3) In the event of bankruptcy, bondholders are more protected than shareholders. Yes, bondholders would no longer receive coupon payments in the event of bankruptcy, and might even lose a large chunk of their capital. However, bondholders would still be better off than shareholders in that situation as bonds have seniority over equity in the capital structure. In other words, bondholders would get paid from the proceeds of the liquidation before shareholders get paid. Alternatively, there might instead be a reorganization where bondholders get ownership in the company (which is less indebted) and shareholders get significantly diluted if not totally wiped out.

4) The predictability of the bond’s cash flows is another neat thing about bonds. Imagine the amount of options you would have when it comes to managing your portfolio if you could reasonably count on large cash inflows twice a year, even in the shitty years (bonds generally make coupon payments twice a year).

5) Due to the predictability of the bond’s cash flows, it’s much easier to value bonds than stocks. You don’t have to forecast the company’s future profitability. So, the risk of overestimating future cash flows and therefore overvaluing the security is reduced.

6)The bond might contain covenants that limit how financially degenerate management can be. Covenants that require the company to not exceed a certain debt/EBITDA ratio and to maintain the EBITDA/interest ratio above a certain level restricts the amount of debt management can take on.

It ain’t all rainbows and orgasms, though. There are risks associated with bond investing. As mentioned earlier, bondholders would no longer receive coupon payments and might lose a significant amount of their capital in the event of bankruptcy. Even if you did get all your capital back, bankruptcy can be a long ass process. So, your capital could be tied up for quite some time in the event the company goes belly up. Also, the bond you invested in might be subordinate to other series of bonds issued by that same company. A series of the company’s bonds might also be secured by specific assets, so there will be less assets to pay off the other bonds in the event of liquidation. The bonds may also include terms that allow the issuer to redeem the bonds early, defer coupon payments, make coupon payments in the form of additional bonds instead of cash, and etc. For the shitlords out there who don’t like to read, bond investing is definitely not for you. It’s so important to read the terms of the bond to know exactly what you’re buying.

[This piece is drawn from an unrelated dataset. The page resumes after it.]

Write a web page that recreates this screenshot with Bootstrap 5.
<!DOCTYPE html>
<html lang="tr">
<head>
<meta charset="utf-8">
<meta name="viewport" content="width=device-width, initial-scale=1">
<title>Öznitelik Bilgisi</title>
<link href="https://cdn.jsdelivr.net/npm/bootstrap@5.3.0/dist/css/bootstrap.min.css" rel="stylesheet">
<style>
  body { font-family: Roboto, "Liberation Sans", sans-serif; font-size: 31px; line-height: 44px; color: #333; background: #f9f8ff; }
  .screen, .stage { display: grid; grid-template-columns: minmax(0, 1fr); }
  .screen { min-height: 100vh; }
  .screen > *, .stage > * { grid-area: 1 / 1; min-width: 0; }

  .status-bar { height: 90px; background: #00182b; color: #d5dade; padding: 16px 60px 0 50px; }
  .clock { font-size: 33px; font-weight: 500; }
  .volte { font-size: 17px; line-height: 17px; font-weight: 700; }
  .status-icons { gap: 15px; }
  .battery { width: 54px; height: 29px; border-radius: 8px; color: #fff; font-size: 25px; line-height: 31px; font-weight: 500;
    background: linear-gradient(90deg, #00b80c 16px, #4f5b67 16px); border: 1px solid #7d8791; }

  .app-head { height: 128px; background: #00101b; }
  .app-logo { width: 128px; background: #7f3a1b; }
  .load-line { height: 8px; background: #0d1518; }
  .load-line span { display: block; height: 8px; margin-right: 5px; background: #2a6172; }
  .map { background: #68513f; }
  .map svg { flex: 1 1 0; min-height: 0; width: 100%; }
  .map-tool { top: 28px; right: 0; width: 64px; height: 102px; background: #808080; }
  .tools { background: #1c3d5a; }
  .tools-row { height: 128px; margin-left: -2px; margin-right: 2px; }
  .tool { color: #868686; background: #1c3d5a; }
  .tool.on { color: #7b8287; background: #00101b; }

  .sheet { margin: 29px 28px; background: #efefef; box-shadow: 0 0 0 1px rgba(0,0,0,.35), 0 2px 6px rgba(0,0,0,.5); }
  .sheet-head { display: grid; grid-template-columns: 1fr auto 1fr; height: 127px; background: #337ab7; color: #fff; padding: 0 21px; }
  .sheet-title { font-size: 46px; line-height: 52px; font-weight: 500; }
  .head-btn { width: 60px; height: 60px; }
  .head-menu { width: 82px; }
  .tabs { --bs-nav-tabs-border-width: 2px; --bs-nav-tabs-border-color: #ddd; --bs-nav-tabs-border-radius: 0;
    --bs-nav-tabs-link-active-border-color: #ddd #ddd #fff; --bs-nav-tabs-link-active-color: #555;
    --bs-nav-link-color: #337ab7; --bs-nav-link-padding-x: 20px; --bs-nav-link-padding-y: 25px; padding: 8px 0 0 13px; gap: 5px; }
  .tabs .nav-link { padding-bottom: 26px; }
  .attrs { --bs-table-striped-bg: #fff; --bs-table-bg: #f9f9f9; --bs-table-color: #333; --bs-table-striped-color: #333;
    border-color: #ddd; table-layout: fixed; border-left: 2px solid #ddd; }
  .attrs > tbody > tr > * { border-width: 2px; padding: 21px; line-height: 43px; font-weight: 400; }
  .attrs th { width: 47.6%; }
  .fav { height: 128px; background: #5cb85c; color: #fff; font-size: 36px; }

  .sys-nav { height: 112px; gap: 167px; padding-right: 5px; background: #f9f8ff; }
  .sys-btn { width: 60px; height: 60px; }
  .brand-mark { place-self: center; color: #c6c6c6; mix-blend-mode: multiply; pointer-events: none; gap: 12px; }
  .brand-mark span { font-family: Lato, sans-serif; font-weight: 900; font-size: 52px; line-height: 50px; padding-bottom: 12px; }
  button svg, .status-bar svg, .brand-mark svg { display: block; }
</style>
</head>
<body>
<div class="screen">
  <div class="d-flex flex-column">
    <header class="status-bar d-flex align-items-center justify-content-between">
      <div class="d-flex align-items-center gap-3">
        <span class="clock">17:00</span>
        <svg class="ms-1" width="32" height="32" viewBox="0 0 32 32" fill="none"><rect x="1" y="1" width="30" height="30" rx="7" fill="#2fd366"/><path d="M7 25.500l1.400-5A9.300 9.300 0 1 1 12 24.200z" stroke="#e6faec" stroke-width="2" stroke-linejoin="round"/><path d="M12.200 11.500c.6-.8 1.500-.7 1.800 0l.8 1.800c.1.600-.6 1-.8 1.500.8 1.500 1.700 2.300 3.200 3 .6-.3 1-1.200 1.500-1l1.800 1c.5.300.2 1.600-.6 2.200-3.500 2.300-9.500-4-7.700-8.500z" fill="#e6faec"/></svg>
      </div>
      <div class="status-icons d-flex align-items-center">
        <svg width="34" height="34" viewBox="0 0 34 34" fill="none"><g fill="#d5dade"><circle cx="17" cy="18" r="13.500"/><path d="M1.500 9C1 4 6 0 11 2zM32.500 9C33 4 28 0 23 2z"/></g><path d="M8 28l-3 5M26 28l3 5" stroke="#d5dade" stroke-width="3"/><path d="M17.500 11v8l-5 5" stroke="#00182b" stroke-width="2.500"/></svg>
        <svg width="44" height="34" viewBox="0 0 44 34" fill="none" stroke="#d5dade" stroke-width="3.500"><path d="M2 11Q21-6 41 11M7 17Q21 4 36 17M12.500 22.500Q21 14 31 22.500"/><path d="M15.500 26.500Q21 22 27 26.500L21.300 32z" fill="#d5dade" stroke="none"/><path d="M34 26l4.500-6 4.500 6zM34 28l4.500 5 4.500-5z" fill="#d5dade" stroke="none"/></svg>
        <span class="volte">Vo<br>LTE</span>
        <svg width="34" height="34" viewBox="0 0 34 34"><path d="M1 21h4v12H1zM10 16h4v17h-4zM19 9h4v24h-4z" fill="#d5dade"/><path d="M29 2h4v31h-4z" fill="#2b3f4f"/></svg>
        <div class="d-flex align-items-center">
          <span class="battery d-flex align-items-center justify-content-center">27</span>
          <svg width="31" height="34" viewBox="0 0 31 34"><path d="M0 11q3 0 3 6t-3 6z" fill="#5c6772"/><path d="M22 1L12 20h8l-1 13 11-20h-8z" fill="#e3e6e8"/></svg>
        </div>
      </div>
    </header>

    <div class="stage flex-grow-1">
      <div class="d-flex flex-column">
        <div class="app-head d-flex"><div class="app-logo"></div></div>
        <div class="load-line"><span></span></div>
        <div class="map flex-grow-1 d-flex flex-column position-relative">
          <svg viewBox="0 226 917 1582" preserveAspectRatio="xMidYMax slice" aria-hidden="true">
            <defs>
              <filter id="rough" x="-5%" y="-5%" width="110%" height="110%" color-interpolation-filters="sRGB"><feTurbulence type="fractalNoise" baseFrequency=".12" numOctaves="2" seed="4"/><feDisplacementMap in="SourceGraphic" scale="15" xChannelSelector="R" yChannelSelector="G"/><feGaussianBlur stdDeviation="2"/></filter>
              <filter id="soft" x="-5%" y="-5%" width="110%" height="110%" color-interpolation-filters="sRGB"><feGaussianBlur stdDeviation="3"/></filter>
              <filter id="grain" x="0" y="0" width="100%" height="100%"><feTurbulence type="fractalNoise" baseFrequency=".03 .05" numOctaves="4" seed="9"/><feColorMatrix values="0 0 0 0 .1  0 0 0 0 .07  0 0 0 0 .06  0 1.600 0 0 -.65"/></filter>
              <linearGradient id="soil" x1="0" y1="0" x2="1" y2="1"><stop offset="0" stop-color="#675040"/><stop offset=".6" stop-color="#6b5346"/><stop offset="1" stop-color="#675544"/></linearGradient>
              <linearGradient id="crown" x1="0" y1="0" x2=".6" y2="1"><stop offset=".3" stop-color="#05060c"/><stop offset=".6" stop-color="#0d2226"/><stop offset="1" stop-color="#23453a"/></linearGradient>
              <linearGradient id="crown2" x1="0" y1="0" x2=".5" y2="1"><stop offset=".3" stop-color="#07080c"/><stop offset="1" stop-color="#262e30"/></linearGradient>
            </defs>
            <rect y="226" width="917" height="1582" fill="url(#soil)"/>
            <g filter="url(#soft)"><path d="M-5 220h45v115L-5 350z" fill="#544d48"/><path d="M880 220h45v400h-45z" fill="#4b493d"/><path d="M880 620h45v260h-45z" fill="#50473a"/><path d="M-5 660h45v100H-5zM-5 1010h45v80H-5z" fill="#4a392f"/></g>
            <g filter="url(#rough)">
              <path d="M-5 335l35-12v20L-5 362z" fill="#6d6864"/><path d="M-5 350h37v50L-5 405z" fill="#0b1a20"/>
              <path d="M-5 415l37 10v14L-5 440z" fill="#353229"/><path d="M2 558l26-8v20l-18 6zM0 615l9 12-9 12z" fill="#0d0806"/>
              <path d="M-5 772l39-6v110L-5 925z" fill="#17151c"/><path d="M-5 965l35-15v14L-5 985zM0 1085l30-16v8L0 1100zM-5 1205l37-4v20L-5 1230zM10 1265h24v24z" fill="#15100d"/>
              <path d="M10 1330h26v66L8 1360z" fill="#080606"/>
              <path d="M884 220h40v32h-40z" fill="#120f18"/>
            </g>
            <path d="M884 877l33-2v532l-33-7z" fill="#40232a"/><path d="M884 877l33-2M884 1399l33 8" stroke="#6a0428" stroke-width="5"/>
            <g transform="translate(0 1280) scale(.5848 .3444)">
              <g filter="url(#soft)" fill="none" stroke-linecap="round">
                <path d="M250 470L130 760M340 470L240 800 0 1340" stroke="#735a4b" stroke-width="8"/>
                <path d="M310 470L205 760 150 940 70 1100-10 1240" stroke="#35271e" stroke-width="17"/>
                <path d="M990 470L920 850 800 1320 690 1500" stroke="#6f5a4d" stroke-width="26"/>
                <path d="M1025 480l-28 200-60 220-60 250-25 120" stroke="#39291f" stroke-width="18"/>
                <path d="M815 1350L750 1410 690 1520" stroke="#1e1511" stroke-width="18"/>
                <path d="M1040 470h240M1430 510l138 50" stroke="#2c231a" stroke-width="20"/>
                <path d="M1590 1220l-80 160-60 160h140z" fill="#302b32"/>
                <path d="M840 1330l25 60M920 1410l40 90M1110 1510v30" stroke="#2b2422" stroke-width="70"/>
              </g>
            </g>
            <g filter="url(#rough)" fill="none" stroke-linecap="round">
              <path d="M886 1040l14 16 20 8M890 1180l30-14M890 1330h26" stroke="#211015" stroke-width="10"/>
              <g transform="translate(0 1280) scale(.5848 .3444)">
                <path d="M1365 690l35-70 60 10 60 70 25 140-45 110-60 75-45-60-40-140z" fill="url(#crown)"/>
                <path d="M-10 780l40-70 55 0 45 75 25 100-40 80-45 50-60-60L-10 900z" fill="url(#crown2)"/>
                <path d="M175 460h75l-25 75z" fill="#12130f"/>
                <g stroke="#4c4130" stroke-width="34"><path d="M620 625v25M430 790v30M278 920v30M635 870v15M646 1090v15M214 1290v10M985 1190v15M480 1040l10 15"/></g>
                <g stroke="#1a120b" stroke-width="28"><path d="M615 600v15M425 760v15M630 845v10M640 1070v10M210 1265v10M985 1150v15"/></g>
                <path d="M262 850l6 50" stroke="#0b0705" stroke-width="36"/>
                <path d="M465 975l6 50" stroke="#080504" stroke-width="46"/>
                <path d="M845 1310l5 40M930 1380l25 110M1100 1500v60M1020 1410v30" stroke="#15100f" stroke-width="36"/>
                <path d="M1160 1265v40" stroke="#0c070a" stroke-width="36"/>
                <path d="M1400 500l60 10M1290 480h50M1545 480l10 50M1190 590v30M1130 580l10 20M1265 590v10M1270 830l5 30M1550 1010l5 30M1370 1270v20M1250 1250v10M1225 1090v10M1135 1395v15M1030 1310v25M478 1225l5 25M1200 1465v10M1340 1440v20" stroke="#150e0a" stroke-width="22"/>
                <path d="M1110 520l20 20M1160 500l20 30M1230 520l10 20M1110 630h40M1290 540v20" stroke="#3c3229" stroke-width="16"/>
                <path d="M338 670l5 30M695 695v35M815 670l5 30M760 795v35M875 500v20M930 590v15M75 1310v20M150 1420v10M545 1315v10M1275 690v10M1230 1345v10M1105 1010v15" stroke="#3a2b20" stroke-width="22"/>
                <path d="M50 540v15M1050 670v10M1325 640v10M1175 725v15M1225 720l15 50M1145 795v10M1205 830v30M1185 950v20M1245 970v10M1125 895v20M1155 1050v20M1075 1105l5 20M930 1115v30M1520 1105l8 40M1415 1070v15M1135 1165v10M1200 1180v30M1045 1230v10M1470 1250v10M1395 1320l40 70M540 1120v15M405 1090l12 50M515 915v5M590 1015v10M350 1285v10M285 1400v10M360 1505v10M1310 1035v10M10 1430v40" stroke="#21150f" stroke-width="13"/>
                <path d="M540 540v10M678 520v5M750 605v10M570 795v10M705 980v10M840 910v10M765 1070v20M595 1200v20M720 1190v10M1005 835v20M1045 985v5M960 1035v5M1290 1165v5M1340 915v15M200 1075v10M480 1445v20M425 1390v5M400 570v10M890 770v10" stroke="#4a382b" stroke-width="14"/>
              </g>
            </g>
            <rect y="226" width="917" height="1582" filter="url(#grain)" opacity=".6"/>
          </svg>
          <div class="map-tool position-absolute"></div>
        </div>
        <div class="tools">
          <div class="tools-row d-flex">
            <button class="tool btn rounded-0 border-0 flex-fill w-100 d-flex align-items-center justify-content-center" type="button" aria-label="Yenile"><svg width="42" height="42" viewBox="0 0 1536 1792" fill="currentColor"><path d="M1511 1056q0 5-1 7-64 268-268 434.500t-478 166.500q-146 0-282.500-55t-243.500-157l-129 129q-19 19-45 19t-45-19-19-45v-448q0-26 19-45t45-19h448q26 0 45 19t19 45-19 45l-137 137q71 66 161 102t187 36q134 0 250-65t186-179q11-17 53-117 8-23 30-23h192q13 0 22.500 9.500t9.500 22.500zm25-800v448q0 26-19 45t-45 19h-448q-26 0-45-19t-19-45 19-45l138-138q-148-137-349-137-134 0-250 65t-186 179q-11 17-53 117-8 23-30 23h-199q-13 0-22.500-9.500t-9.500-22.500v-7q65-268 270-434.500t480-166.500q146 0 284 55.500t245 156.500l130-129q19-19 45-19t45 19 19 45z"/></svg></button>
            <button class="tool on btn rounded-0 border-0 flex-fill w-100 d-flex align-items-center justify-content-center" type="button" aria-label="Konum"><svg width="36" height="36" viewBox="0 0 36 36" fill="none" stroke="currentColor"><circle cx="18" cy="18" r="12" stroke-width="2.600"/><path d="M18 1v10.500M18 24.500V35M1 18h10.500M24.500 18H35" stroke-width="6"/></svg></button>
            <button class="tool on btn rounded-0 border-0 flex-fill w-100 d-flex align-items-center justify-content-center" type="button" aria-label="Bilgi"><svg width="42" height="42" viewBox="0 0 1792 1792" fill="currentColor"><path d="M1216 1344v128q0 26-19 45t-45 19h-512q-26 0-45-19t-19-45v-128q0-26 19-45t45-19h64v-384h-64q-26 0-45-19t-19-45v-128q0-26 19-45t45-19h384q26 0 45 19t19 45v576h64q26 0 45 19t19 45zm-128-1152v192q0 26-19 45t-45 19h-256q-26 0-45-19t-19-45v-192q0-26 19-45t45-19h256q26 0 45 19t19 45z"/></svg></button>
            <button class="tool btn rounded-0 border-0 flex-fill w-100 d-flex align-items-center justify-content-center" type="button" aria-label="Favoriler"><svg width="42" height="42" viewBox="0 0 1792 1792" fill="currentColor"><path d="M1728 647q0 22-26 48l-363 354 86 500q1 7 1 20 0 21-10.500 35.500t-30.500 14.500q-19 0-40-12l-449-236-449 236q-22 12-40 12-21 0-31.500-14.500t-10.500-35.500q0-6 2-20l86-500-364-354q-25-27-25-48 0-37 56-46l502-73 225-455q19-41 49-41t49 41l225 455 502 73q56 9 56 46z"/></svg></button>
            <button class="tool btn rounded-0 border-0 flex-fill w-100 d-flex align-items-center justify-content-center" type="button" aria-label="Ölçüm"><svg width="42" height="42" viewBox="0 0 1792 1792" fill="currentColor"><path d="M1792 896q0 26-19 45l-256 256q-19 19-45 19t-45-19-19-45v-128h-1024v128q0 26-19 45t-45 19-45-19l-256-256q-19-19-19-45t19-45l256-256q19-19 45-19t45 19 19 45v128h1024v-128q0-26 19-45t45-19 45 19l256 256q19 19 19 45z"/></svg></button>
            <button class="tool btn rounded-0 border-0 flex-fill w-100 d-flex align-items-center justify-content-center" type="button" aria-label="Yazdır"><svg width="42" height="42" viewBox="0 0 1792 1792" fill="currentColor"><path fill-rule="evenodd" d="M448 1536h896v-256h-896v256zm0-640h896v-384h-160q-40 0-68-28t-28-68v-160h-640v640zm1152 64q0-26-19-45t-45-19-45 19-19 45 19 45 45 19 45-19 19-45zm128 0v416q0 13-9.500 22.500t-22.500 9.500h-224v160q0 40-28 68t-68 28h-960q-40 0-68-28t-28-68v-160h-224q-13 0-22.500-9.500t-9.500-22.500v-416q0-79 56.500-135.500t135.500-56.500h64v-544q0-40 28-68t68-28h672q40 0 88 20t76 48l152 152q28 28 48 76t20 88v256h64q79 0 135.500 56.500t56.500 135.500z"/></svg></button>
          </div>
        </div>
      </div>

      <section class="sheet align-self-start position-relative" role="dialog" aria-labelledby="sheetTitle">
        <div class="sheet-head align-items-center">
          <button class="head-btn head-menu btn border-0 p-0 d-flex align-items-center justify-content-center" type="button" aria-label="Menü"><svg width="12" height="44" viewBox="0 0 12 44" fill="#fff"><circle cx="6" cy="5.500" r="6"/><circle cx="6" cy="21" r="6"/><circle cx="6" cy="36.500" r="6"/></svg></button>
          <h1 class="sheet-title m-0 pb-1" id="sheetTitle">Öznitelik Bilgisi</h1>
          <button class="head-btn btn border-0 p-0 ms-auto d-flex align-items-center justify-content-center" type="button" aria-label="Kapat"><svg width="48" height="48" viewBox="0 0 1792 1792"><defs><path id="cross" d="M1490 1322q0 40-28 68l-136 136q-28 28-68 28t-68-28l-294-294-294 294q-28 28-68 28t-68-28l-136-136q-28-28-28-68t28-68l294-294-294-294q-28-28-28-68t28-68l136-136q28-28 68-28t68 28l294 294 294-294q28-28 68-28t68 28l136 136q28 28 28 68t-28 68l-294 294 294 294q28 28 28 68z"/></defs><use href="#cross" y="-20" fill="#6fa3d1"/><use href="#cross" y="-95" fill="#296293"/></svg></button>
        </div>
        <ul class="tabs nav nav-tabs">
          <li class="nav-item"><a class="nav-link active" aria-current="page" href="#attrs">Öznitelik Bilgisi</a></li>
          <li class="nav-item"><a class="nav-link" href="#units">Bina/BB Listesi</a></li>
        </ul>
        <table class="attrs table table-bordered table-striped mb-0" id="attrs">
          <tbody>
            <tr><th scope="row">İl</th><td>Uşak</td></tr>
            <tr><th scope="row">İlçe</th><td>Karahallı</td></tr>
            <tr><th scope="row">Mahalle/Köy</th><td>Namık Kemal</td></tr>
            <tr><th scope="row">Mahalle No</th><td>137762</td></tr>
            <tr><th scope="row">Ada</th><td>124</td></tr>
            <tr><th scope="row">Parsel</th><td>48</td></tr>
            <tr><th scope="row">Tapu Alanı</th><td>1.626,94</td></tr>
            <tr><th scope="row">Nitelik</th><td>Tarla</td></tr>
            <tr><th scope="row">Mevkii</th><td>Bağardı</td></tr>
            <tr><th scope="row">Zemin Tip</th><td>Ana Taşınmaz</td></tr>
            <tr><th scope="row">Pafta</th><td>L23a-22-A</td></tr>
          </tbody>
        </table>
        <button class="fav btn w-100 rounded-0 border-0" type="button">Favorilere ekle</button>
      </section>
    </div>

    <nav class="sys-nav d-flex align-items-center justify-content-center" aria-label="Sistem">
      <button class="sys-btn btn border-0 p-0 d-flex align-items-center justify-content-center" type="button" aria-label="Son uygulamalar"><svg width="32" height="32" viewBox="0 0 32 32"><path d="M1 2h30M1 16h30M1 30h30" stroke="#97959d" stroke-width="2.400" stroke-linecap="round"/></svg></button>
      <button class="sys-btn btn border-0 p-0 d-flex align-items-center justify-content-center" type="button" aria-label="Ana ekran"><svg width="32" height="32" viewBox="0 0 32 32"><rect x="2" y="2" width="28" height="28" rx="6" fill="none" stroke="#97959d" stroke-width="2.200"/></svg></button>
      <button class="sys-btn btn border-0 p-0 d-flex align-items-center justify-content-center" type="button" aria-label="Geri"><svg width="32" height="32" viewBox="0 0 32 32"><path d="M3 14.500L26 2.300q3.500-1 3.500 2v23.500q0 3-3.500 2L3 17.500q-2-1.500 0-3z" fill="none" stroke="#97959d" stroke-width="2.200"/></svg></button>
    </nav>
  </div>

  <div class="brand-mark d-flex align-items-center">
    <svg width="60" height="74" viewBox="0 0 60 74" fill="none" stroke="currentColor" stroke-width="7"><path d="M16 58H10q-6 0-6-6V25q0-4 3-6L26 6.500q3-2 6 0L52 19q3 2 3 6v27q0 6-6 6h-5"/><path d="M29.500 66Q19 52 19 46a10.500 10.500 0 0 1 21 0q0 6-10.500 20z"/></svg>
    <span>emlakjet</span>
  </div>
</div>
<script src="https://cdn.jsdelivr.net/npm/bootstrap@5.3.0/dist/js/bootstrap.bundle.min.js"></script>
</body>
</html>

Some of the ways you could reduce the risk of investing in bonds is to only buy the bonds of companies that 1) generate enough cash flow to comfortably cover the interest on their debt and 2) has significantly more assets than liabilities on their balance sheet. A company with significantly more assets than liabilities is more likely to be perceived as financially sound, and therefore has an easier time issuing new bonds to pay off maturing bonds. A company with a lot of assets will also have the option of selling some assets to raise cash to pay off maturing bonds. You also reduce your risk if you buy bonds at a discount to face value. Say that company FU goes bankrupt and the proceeds from the liquidation of its assets is only enough to pay back bondholders 65 cents on the dollar. A person who bought FU bonds for 70 cents on the dollar would be better off than the bondholder who paid 98 cents on the dollar for the same bonds.

Another way to reduce risk is to make sure that the yield on the bond you are analyzing is high enough to compensate you for its credit risk. To assess credit risk, you need to look at the historical default rates and the loss given default for bonds with that credit rating. Let’s say for example that BBB bonds have a historical default rate of 5% and a loss given default of 50%, the investor should then require a credit risk premium of 2.5% to buy BBB bonds. If memory serves me right, the required yield on the bond is the credit risk premium + the rate on a government bond with the same maturity. I personally would aim higher than the required yield  because I want to earn above average returns, and because I think that interest rates in the US are artificially low. Oh yeah, the whole thing about getting paid an adequate return to assume credit risk? Well, that shit only works if you have a diversified bond portfolio. While it doesn’t always work out in real life, the idea is that on average the good bonds will generate enough profits to more than offset the losses on the bad bonds. However, it doesn’t matter if you got a high enough yield on the bond if that’s the only bond in your portfolio and the bond’s issuer goes bankrupt. All the coupon payments will be gone and you’ll be hanging around McDonald’s at fucking 3 AM because you can’t sleep as you’re worried sick about the bankruptcy process. Bond investors should also be wary when chasing yield in a stable environment. There is usually a reason why a bond has such a high yield when the overall yield on corporate debt is at historical lows. Unless you’re really good at analyzing bonds, it’s better to wait for a crisis when you can find many bonds that are mispriced relative to their risks as a result of market panic.    

So, if I think that bonds are so freaking awesome, then why haven’t I bought a bond? The answer is I’m still new to bonds and I still have a lot of learning to do before I’m confident in my ability to invest in bonds. One hurdle I see preventing me from investing in US corporate bonds is the yuge withholding tax of 30% that the US government slaps on interest payments to foreigners. There might be a way for me to reduce the withholding tax by filing some form, but I still need to do more research on that. According to my broker, you need to be an institutional investor or a high net worth individual to buy individual Malaysian corporate bond issues. So, investing in individual Malaysian corporate bonds might also be out for me. My rugged individualism won’t permit me to invest in a bond unit trust fund. If I’m not the one calling the shots, then I had rather not invest in that asset class at all.  

Bonds can be an excellent instrument for investors looking to generate passive income and preserve wealth. However, stocks have historically outperformed bonds. For someone like me who’s looking to hustle his way to the top, my portfolio wouldn’t be bond heavy unless there is a selloff in the bond market or a sector of the bond market. Whether or not bonds is a tool that will help you achieve your financial goals is something that you will have to decide. Thank you for reading. Take care and stay rational.